◆ **Data excerpts**
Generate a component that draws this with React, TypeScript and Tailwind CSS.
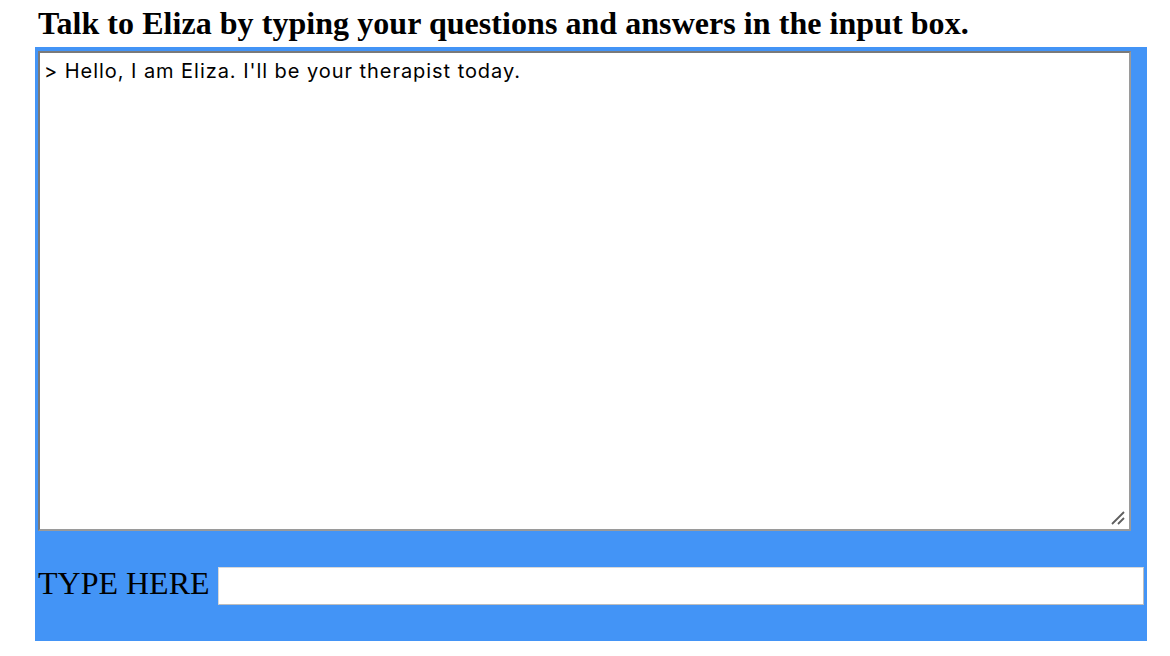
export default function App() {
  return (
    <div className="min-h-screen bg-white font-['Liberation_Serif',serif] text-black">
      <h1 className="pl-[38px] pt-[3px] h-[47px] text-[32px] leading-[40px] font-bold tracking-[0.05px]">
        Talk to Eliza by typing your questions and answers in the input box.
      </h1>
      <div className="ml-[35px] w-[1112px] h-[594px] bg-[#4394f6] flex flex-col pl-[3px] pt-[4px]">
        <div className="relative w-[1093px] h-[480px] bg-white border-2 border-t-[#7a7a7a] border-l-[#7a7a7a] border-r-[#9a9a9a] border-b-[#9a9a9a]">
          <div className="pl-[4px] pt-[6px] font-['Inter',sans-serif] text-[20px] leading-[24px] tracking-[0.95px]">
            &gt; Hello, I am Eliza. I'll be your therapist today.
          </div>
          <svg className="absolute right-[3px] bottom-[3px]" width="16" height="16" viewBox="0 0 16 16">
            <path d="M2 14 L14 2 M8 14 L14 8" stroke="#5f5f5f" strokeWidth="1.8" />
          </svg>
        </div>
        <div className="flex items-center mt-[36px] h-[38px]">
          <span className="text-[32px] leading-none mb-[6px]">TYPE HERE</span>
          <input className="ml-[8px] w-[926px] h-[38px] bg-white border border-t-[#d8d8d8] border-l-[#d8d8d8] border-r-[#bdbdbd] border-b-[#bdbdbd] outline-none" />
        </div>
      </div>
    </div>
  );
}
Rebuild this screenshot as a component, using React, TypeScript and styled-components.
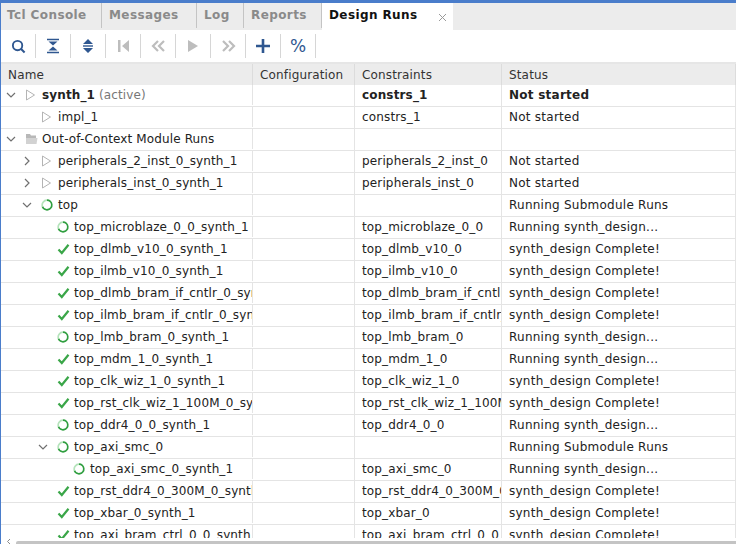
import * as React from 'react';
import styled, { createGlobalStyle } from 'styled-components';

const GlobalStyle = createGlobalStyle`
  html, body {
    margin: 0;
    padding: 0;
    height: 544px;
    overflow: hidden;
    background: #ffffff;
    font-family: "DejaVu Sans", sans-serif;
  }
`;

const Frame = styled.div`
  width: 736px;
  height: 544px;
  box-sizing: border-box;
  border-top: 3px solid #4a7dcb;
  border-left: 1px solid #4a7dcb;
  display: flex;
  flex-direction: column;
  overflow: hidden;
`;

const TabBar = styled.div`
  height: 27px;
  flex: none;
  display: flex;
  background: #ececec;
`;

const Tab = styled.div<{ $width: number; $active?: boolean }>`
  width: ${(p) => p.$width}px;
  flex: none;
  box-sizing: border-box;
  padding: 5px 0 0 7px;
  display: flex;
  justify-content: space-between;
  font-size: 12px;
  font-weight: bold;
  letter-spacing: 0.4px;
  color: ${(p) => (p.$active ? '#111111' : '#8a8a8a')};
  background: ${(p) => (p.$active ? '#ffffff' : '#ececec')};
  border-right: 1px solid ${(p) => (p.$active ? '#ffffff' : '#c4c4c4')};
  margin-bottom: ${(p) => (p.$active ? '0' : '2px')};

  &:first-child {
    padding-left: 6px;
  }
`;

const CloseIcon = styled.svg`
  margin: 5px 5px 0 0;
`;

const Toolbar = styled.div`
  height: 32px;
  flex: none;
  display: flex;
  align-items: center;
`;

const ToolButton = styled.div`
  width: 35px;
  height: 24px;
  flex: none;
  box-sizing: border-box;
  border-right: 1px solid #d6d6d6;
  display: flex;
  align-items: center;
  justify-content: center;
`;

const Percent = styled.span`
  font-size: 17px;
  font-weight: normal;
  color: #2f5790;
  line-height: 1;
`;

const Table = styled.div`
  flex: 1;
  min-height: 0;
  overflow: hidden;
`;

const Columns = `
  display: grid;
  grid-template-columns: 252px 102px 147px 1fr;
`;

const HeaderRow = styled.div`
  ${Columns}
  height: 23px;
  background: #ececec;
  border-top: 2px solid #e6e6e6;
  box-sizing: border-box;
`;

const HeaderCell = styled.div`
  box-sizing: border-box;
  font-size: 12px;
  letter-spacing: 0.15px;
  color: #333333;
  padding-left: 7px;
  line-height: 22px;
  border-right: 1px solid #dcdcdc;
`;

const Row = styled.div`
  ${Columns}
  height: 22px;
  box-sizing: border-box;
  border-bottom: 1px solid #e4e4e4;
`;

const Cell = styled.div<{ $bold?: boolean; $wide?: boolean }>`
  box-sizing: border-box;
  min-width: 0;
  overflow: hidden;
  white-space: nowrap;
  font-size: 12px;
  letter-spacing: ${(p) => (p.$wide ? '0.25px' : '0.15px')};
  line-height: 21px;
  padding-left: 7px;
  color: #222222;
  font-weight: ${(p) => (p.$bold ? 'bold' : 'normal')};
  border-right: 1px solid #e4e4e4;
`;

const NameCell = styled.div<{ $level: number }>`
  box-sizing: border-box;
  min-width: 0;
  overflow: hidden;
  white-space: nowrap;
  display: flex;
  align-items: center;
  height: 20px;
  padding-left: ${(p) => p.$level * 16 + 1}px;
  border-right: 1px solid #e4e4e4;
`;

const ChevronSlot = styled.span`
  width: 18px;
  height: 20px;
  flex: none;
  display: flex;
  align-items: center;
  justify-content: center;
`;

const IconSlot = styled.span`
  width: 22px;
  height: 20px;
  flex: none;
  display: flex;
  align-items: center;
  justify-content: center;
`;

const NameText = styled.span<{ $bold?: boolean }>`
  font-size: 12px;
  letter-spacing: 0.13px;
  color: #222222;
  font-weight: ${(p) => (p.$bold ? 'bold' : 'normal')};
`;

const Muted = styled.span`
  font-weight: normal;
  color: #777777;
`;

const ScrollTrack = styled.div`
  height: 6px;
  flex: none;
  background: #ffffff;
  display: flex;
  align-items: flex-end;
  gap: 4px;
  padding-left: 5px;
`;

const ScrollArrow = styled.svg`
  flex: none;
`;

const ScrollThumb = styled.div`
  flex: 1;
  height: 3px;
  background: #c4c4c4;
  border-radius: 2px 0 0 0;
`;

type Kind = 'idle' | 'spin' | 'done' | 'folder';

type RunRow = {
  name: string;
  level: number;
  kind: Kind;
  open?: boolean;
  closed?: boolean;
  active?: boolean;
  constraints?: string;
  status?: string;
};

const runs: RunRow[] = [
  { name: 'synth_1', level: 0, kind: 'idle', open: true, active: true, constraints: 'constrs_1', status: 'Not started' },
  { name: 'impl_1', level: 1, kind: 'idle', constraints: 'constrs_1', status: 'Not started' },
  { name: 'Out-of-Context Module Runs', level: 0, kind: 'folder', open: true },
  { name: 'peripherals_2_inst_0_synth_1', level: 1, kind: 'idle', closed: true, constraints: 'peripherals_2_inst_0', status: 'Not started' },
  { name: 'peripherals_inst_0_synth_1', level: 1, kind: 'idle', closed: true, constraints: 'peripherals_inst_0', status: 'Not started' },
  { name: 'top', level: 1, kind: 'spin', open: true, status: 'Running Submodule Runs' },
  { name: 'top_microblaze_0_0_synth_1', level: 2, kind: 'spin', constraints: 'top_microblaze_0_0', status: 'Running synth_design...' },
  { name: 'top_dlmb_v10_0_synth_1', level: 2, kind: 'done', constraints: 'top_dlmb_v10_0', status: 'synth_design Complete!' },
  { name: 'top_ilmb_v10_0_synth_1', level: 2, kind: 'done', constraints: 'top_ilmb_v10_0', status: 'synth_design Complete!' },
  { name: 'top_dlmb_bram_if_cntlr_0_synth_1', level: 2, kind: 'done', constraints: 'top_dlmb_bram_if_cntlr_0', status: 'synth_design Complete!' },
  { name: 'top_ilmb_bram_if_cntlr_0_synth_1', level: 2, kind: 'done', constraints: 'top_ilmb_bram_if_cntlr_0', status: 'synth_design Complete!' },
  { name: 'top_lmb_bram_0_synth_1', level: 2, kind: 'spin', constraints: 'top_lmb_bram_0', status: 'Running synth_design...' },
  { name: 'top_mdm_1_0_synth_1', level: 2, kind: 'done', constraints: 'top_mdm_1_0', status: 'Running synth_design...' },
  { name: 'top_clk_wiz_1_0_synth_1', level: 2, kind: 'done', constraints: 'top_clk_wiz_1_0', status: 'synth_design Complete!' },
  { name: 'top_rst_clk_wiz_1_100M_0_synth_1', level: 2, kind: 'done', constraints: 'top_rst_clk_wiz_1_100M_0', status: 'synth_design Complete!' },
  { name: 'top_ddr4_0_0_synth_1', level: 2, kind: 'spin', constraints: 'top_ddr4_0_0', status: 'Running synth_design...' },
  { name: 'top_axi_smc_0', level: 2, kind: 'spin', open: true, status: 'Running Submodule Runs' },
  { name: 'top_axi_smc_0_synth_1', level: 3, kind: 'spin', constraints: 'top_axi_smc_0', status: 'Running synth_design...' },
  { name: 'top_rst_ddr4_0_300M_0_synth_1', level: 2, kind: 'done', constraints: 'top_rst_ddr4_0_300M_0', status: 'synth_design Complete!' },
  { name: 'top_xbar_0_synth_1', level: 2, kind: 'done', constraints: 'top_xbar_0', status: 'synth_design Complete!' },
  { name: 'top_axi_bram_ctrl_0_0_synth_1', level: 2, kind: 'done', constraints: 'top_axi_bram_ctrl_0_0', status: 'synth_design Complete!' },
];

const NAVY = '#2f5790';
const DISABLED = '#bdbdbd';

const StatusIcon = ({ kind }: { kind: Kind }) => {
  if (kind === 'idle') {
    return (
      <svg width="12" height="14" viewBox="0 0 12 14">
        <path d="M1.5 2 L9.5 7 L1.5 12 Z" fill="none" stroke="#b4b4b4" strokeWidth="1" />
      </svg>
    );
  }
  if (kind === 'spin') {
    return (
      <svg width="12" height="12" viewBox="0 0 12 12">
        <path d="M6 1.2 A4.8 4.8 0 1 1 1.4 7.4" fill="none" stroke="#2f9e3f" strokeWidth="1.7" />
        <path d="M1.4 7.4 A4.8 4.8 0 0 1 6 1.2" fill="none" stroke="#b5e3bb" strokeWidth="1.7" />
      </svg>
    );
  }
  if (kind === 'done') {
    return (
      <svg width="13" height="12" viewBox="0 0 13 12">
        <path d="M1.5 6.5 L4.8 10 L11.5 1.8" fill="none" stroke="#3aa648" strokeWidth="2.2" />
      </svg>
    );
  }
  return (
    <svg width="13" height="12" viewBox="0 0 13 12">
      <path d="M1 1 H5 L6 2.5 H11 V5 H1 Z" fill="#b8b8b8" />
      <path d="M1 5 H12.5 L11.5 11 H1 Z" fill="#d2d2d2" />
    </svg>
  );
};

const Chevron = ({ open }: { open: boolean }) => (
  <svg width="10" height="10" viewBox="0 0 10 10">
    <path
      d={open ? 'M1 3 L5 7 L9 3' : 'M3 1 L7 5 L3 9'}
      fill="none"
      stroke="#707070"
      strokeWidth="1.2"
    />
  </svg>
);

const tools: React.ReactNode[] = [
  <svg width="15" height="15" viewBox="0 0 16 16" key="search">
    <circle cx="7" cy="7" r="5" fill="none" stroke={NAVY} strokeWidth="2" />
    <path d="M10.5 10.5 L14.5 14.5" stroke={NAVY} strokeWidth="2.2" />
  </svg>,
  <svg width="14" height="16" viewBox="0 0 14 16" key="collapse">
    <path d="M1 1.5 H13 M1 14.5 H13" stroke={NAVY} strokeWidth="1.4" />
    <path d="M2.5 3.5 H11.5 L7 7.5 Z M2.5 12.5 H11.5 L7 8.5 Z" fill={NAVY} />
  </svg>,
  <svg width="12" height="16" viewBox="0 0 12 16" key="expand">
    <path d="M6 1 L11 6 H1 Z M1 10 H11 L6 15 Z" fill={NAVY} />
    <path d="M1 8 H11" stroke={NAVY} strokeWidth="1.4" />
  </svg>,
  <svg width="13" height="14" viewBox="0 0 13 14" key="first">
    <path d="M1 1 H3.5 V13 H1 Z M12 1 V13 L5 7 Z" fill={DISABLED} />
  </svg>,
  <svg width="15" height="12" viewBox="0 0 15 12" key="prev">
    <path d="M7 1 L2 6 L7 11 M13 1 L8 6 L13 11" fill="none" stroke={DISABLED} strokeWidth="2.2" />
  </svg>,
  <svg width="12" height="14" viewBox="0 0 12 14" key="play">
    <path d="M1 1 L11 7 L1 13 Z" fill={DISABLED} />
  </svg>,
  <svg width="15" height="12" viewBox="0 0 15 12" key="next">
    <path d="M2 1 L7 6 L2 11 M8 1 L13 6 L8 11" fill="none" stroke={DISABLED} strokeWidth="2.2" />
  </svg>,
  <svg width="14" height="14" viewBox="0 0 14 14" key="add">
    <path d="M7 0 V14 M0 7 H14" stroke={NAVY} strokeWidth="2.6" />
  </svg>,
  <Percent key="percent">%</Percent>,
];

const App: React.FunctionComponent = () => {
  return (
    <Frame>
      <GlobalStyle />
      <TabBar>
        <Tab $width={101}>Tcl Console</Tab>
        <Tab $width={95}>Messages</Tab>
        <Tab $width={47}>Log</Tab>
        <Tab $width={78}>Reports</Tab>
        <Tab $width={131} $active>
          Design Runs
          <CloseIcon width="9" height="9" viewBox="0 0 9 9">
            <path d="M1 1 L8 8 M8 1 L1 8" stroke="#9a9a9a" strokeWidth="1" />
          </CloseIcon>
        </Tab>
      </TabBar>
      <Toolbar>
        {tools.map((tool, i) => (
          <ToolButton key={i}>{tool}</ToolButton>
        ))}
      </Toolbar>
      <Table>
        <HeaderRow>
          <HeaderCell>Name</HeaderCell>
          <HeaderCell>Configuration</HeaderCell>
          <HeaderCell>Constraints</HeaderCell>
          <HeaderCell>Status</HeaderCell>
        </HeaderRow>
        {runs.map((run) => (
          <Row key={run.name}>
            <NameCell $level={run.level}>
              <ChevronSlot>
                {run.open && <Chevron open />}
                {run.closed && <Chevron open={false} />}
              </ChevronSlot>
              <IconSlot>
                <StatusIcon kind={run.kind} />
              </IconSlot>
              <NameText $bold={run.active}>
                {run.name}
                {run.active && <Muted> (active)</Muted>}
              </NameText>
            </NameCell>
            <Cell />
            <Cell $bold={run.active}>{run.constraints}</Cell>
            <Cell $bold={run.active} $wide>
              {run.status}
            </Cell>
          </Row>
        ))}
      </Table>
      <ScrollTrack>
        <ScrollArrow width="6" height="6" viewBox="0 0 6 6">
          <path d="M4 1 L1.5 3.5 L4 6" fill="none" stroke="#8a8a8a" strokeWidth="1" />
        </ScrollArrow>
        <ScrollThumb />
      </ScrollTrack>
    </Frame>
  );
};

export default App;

◆ **Problem description**
Track down the lines that include the word "this" and copy them.

◆ **Written response**
Generate a component that draws this with React, TypeScript and Tailwind CSS.
Rebuild this screenshot as a component, using React, TypeScript and styled-components.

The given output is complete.